If the debt were incurred to create structures of permanent value to the next generation — great public universities, better roads and airports — it could be justified. Instead, the soaring deficits have come about not from lasting investments, but from tax cuts, higher entitlement payments and military expenditures in Iraq and Afghanistan.
From past and recent behavior, it is unrealistic to believe our nation’s leaders will pay attention to these dangers. The agreement between President Trump and House Speaker Nancy Pelosi on July 22 was one reason for the higher debt estimate by CBO. That agreement lifted caps on spending that had been set by formula in 2011. Over the last eight years, every time the 2011 caps threatened to come into effect, Congress voted to waive them.
“Reagan proved that deficits don’t matter,” Vice President Dick Cheney said in 2003. From all indications over the intervening 16 years, leaders of both major parties agree.
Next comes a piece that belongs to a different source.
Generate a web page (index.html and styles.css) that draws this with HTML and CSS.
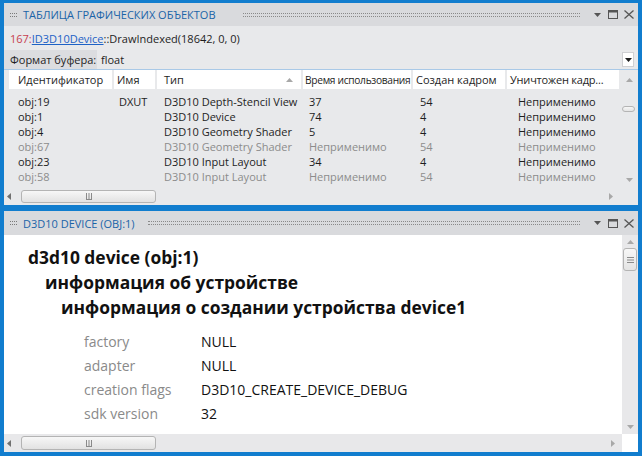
FILE: index.html
```html
<!DOCTYPE html>
<html lang="ru">
<head>
<meta charset="utf-8">
<title>Графические объекты</title>
<link rel="stylesheet" href="styles.css">
</head>
<body>
<div class="frame">
  <section class="panel panel-top">
    <header class="titlebar">
      <span class="grip"></span>
      <span class="title">ТАБЛИЦА ГРАФИЧЕСКИХ ОБЪЕКТОВ</span>
      <span class="dots dots-top"></span>
      <span class="tools">
        <svg class="ico-dd" width="7" height="4" viewBox="0 0 7 4"><polygon points="0,0 7,0 3.5,4" fill="#555"/></svg>
        <svg class="ico-max" width="10" height="9" viewBox="0 0 10 9"><path d="M0 0H10V9H0Z M1 2.5V8H9V2.5Z" fill="#555" fill-rule="evenodd"/></svg>
        <svg class="ico-close" width="10" height="9" viewBox="0 0 10 9"><path d="M0.5 0.5L9.5 8.5M9.5 0.5L0.5 8.5" stroke="#555" stroke-width="1.3"/></svg>
      </span>
    </header>
    <div class="callrow"><span class="num">167:</span><span class="link">ID3D10Device</span>::DrawIndexed(18642, 0, 0)</div>
    <div class="formatrow">
      <span class="flabel">Формат буфера:</span>
      <span class="fvalue">float</span>
      <span class="ddbtn"><svg width="7" height="4" viewBox="0 0 7 4"><polygon points="0,0 7,0 3.5,4" fill="#1e1e1e"/></svg></span>
    </div>
    <div class="gridwrap">
      <div class="grid">
        <div class="cols ghead">
          <div class="hc c1">Идентификатор</div>
          <div class="hc c2">Имя</div>
          <div class="hc c3"><span>Тип</span><svg width="7" height="4" viewBox="0 0 7 4"><polygon points="0,4 7,4 3.5,0" fill="#a8a8a8"/></svg></div>
          <div class="hc c4">Время использования</div>
          <div class="hc c5">Создан кадром</div>
          <div class="hc c6">Уничтожен кадр...</div>
        </div>
        <div class="gbody">
          <div class="cols row"><span class="d1">obj:19</span><span class="d2">DXUT</span><span class="d3">D3D10 Depth-Stencil View</span><span class="d4">37</span><span class="d5">54</span><span class="d6">Неприменимо</span></div>
          <div class="cols row"><span class="d1">obj:1</span><span class="d2"></span><span class="d3">D3D10 Device</span><span class="d4">74</span><span class="d5">4</span><span class="d6">Неприменимо</span></div>
          <div class="cols row"><span class="d1">obj:4</span><span class="d2"></span><span class="d3">D3D10 Geometry Shader</span><span class="d4">5</span><span class="d5">4</span><span class="d6">Неприменимо</span></div>
          <div class="cols row dim"><span class="d1">obj:67</span><span class="d2"></span><span class="d3">D3D10 Geometry Shader</span><span class="d4">Неприменимо</span><span class="d5">54</span><span class="d6">Неприменимо</span></div>
          <div class="cols row"><span class="d1">obj:23</span><span class="d2"></span><span class="d3">D3D10 Input Layout</span><span class="d4">34</span><span class="d5">4</span><span class="d6">Неприменимо</span></div>
          <div class="cols row dim"><span class="d1">obj:58</span><span class="d2"></span><span class="d3">D3D10 Input Layout</span><span class="d4">Неприменимо</span><span class="d5">54</span><span class="d6">Неприменимо</span></div>
        </div>
      </div>
      <div class="vscroll vscroll-top">
        <svg class="arr-up" width="7" height="4" viewBox="0 0 7 4"><polygon points="0,4 7,4 3.5,0" fill="#a8a8a8"/></svg>
        <span class="vthumb vthumb-small"></span>
        <svg class="arr-down" width="7" height="4" viewBox="0 0 7 4"><polygon points="0,0 7,0 3.5,4" fill="#a8a8a8"/></svg>
      </div>
    </div>
    <div class="hscrollrow">
      <div class="hscroll">
        <svg class="arr-left" width="4" height="7" viewBox="0 0 4 7"><polygon points="4,0 4,7 0,3.5" fill="#707070"/></svg>
        <span class="hthumb"><svg width="8" height="7" viewBox="0 0 8 7"><path d="M1.5 0V6.5M4 0V6.5M6.5 0V6.5M1 6.5H7" stroke="#8a8a8a" stroke-width="1"/></svg></span>
        <svg class="arr-right" width="4" height="7" viewBox="0 0 4 7"><polygon points="0,0 0,7 4,3.5" fill="#a8a8a8"/></svg>
      </div>
      <div class="corner"></div>
    </div>
  </section>

  <section class="panel panel-bottom">
    <header class="titlebar titlebar-b">
      <span class="grip"></span>
      <span class="title">D3D10 DEVICE (OBJ:1)</span>
      <span class="dots dots-bottom"></span>
      <span class="tools">
        <svg class="ico-dd" width="7" height="4" viewBox="0 0 7 4"><polygon points="0,0 7,0 3.5,4" fill="#555"/></svg>
        <svg class="ico-max" width="10" height="9" viewBox="0 0 10 9"><path d="M0 0H10V9H0Z M1 2.5V8H9V2.5Z" fill="#555" fill-rule="evenodd"/></svg>
        <svg class="ico-close" width="10" height="9" viewBox="0 0 10 9"><path d="M0.5 0.5L9.5 8.5M9.5 0.5L0.5 8.5" stroke="#555" stroke-width="1.3"/></svg>
      </span>
    </header>
    <div class="content">
      <div class="doc">
        <h1 class="h h1">d3d10 device (obj:1)</h1>
        <h2 class="h h2">информация об устройстве</h2>
        <h3 class="h h3">информация о создании устройства device1</h3>
        <dl class="props">
          <dt>factory</dt><dd>NULL</dd>
          <dt>adapter</dt><dd>NULL</dd>
          <dt>creation flags</dt><dd>D3D10_CREATE_DEVICE_DEBUG</dd>
          <dt>sdk version</dt><dd>32</dd>
        </dl>
      </div>
      <div class="vscroll vscroll-b">
        <svg class="arr-up" width="7" height="4" viewBox="0 0 7 4"><polygon points="0,4 7,4 3.5,0" fill="#a8a8a8"/></svg>
        <span class="vthumb vthumb-big"><svg width="7" height="6" viewBox="0 0 7 6"><path d="M0 0.5H7M0 3H7M0 5.5H7" stroke="#8a8a8a" stroke-width="1"/></svg></span>
        <svg class="arr-down" width="7" height="4" viewBox="0 0 7 4"><polygon points="0,0 7,0 3.5,4" fill="#a8a8a8"/></svg>
      </div>
    </div>
    <div class="hscrollrow hscrollrow-b">
      <div class="hscroll">
        <svg class="arr-left" width="4" height="7" viewBox="0 0 4 7"><polygon points="4,0 4,7 0,3.5" fill="#707070"/></svg>
        <span class="hthumb"><svg width="8" height="7" viewBox="0 0 8 7"><path d="M1.5 0V6.5M4 0V6.5M6.5 0V6.5M1 6.5H7" stroke="#8a8a8a" stroke-width="1"/></svg></span>
        <svg class="arr-right" width="4" height="7" viewBox="0 0 4 7"><polygon points="0,0 0,7 4,3.5" fill="#a8a8a8"/></svg>
      </div>
      <div class="corner corner-b"></div>
    </div>
  </section>
</div>
</body>
</html>
```

FILE: styles.css
```css
* { box-sizing: border-box; }
html, body { margin: 0; padding: 0; }
body { background: #117dce; }

.frame {
  width: 642px;
  height: 456px;
  padding: 3px 4px 4px 4px;
  display: flex;
  flex-direction: column;
  gap: 6px;
  font-family: "Open Sans", "Noto Sans", sans-serif;
  color: #1e1e1e;
}

.panel { display: flex; flex-direction: column; overflow: hidden; }
.panel-top { flex: 0 0 202px; background: #e8e9eb; }
.panel-bottom { flex: 0 0 241px; background: #ffffff; }

/* title bars */
.titlebar {
  flex: 0 0 23px;
  display: flex;
  align-items: center;
  background: #d9dadd;
  padding: 0 4px 0 6px;
}
.titlebar-b { flex-basis: 24px; }
.grip {
  width: 7px;
  height: 4px;
  border-top: 1px dotted #7a7a7a;
  border-bottom: 1px dotted #7a7a7a;
  margin-right: 6px;
}
.title { font-size: 11px; color: #1a64a8; white-space: nowrap; }
.dots {
  flex: 1;
  height: 4px;
  border-top: 1px dotted #8a8a8a;
  border-bottom: 1px dotted #8a8a8a;
  margin-right: 14px;
}
.dots-top { margin-left: 27px; }
.dots-bottom { margin-left: 13px; }
.tools { display: flex; align-items: center; gap: 7px; }
.ico-max { margin-right: -1px; }

/* call row */
.callrow {
  flex: 0 0 24px;
  display: flex;
  align-items: center;
  padding-left: 6px;
  font-size: 11px;
  white-space: pre;
}
.num { color: #c7414f; }
.link { color: #1e62c6; text-decoration: underline; }

/* format row */
.formatrow {
  flex: 0 0 20px;
  display: flex;
  align-items: center;
  border-bottom: 1px solid #a9c9e7;
  font-size: 11px;
}
.flabel {
  align-self: stretch;
  display: flex;
  align-items: center;
  width: 93px;
  padding-left: 6px;
  background: #dcdde0;
}
.fvalue { margin-left: 4px; }
.ddbtn {
  margin-left: auto;
  margin-right: 4px;
  width: 12px;
  height: 15px;
  background: #ffffff;
  border: 1px solid #cfd0d3;
  display: flex;
  align-items: center;
  justify-content: center;
}

/* grid */
.gridwrap { flex: 0 0 118px; display: flex; }
.grid { flex: 0 0 615px; padding-left: 5px; }
.cols {
  display: grid;
  grid-template-columns: 103px 41px 144px 108px 92px 112px;
  column-gap: 2px;
}
.ghead { height: 19px; }
.hc {
  background: #ffffff;
  font-size: 11px;
  display: flex;
  align-items: center;
  white-space: nowrap;
  overflow: hidden;
  min-width: 0;
}
.c1 { padding-left: 9px; }
.c2 { padding-left: 3px; }
.c3 { padding-left: 7px; padding-right: 8px; justify-content: space-between; }
.c4 { padding-left: 2px; font-size: 10.2px; letter-spacing: -0.3px; }
.c5 { padding-left: 3px; }
.c6 { padding-left: 3px; letter-spacing: -0.2px; }

.gbody { margin-top: 5px; }
.row { height: 15px; font-size: 11px; line-height: 15px; white-space: nowrap; }
.row.dim { color: #8c8c8c; }
.d1 { padding-left: 9px; }
.d2 { padding-left: 5px; }
.d3 { padding-left: 7px; }
.d4 { padding-left: 6px; }
.d5 { padding-left: 7px; }
.d6 { padding-left: 11px; }

/* scrollbars */
.vscroll {
  display: flex;
  flex-direction: column;
  align-items: center;
}
.vscroll-top { flex: 0 0 19px; padding: 8px 0 6px; }
.vscroll-top .arr-up { margin-left: 1px; }
.vscroll-top .arr-down { margin-top: auto; margin-left: 1px; }
.vthumb {
  display: flex;
  align-items: center;
  justify-content: center;
  background: linear-gradient(#f7f7f7, #e4e4e4);
  border: 1px solid #b4b4b4;
  border-radius: 3px;
}
.vthumb-small { width: 13px; height: 6px; margin-top: 24px; }

.vscroll-b { flex: 0 0 16px; background: #e8e8ea; padding: 5px 0 5px; }
.vthumb-big { width: 14px; height: 23px; margin-top: 4px; }
.vscroll-b .arr-down { margin-top: auto; }

.hscrollrow { flex: 0 0 17px; display: flex; }
.hscrollrow-b { flex-basis: 18px; }
.hscroll {
  flex: 1;
  display: flex;
  align-items: center;
  padding-left: 3px;
  padding-right: 6px;
}
.hscrollrow-b .hscroll { background: #e8e8ea; padding-right: 7px; }
.hthumb {
  margin-left: 10px;
  width: 135px;
  height: 13px;
  display: flex;
  align-items: center;
  justify-content: center;
  background: linear-gradient(#f7f7f7, #e2e2e2);
  border: 1px solid #b4b4b4;
  border-radius: 3px;
}
.hscrollrow-b .hthumb { height: 14px; }
.arr-right { margin-left: auto; }
.corner { flex: 0 0 19px; }
.corner-b { flex-basis: 16px; background: #ffffff; }

/* document */
.content { flex: 0 0 199px; display: flex; }
.doc { flex: 1; padding-top: 10px; }
.h {
  margin: 0;
  font-weight: 700;
  font-size: 17.4px;
  line-height: 25px;
  color: #111111;
  white-space: nowrap;
}
.h1 { margin-left: 24px; }
.h2 { margin-left: 41px; }
.h3 { margin-left: 57px; }
.props {
  margin: 10px 0 0 80px;
  display: grid;
  grid-template-columns: 117px auto;
  font-size: 14px;
  line-height: 24px;
}
.props dt { color: #8a8a8a; }
.props dd { margin: 0; color: #111111; }
```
There used to be some head-wagging by fiscally conservative Republicans when deficits were reported to have grown. Now there is not even that. Because it averted a government shutdown, the lifting of the caps in July was applauded by Trump and Pelosi, as well as by Senate Majority Leader Mitch McConnell, Senate Minority Leader Charles E. Schumer and House Minority Leader Kevin McCarthy. None of these politicians has complained about the consequences for our debt.
If there’s any bipartisanship left in Washington, it appears to be a joint willingness to ignore the economic and national security risk created by growing deficits and debt as far into the future as we can see.
Tom Campbell is a professor of economics and law at Chapman University. He served five terms in Congress and was finance director of California. He left the Republican Party in 2016.